The other thing I would suggest from a lot painful experience is to avoid running queries automatically in such pages. In other words, design your search listing pages in such a way that users have to press a search button after selecting their filters rather than having the page kick off a default search with little or no filtering. It sounds basic, but that alone will prevent a lot of server load in the form of one default search followed by one tailored to their needs.

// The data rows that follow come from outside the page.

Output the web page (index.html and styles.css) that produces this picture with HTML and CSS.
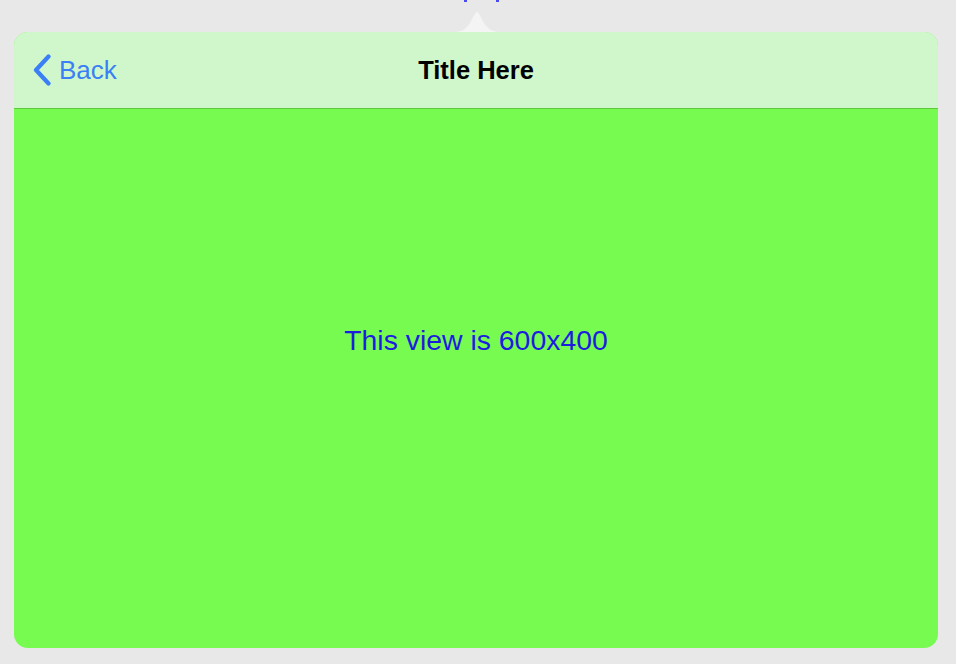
FILE: index.html
```html
<!DOCTYPE html>
<html>
<head>
<meta charset="utf-8">
<link rel="stylesheet" href="styles.css">
</head>
<body>
<div class="screen">
  <div class="topmarks"><span class="mark m1"></span><span class="mark m2"></span></div>
  <svg class="arrow" width="48" height="21" viewBox="0 0 48 21">
    <path d="M0 21 C8 21 12 19 17 12 C20 7 22 1 24 1 C26 1 28 7 31 12 C36 19 40 21 48 21 Z" fill="#f4f4f4"/>
  </svg>
  <div class="popover">
    <div class="navbar">
      <div class="back">
        <svg class="chev" width="20" height="32" viewBox="0 0 20 32">
          <path d="M16.5 2.5 L4 16 L16.5 29.5" fill="none" stroke="#3a7ff5" stroke-width="4.2" stroke-linecap="round" stroke-linejoin="round"/>
        </svg>
        <span class="backtext">Back</span>
      </div>
      <div class="title">Title Here</div>
    </div>
    <div class="content">
      <div class="label">This view is 600x400</div>
    </div>
  </div>
</div>
</body>
</html>
```

FILE: styles.css
```css
html, body {
  margin: 0;
  padding: 0;
}
body {
  background: #e8e8e8;
  font-family: "Liberation Sans", Arial, sans-serif;
  width: 956px;
  height: 664px;
  overflow: hidden;
}
.screen {
  position: relative;
  width: 956px;
  height: 664px;
  padding: 32px 18px 16px 14px;
  box-sizing: border-box;
}
.topmarks .mark {
  position: absolute;
  top: 0;
  width: 3px;
  height: 2px;
  background: #4a4af0;
}
.topmarks .m1 { left: 464px; }
.topmarks .m2 { left: 496px; }
.arrow {
  position: absolute;
  left: 453px;
  top: 11px;
}
.popover {
  height: 616px;
  border-radius: 14px;
  overflow: hidden;
  display: flex;
  flex-direction: column;
  background: #77fb50;
}
.navbar {
  position: relative;
  height: 76px;
  flex: 0 0 76px;
  background: #d0f7cb;
  border-bottom: 1px solid #5fc83e;
  display: flex;
  align-items: center;
  justify-content: center;
}
.back {
  position: absolute;
  left: 18px;
  top: 22px;
  display: flex;
  align-items: center;
  gap: 7px;
  color: #3a7ff5;
}
.chev {
  display: block;
}
.backtext {
  font-size: 26px;
  line-height: 32px;
  color: #3a7ff5;
}
.title {
  font-size: 25.5px;
  font-weight: bold;
  color: #000;
  margin-top: 1px;
}
.content {
  flex: 1;
  display: flex;
  align-items: center;
  justify-content: center;
  padding-bottom: 77px;
}
.label {
  font-size: 28.4px;
  color: #1c1ce0;
  margin-left: 0;
}
```
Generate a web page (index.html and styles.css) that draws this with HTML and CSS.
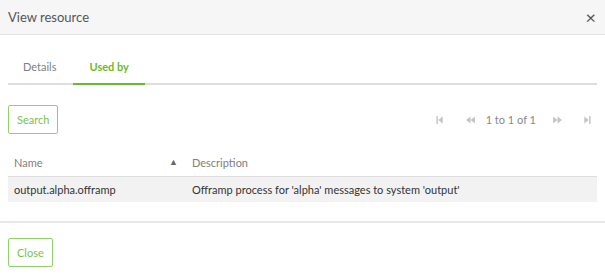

Now reports are another matter. For reports where you might be returning a ton of data, it might be best to send the entire result set and forego paging altogether. And when your result set is simply too long (and you need to think about what that means) you can still handle that by informing the user that the report has been scheduled and will be emailed to them when it is done being generated. I mention this because there is a definite trade off in performance when trying to support online reporting where the data is very large. In many cases you might be better served sending your user a csv that they can load into Excel let them do their thing. Hardcore analysts might even thank you for that anyway.


#16

Awesome additional info, thanks :+1:


#17

Hi,

I got Lucee working with an Elasticsearch “database”. I let mySQL and Lucee create an Elasticsearch “database” every day (cron job) and the visitors of the website query the Elasticsearch file. Lightning fast!


#18

Interesting indeed, will check it out :+1:


#19

@MvdO FWIW, 10 million records in a database is hardly “huge”.

There are most likely many things that you can do with your database to improve its performance, before adding other components that will add new layers of complexity to your system.


#20

Thanks, for me it feels like huge :grin: I am sure there are much bigger db’s though. I had already many tips on improving performance so that will cover the things I can do with the db instead of other components.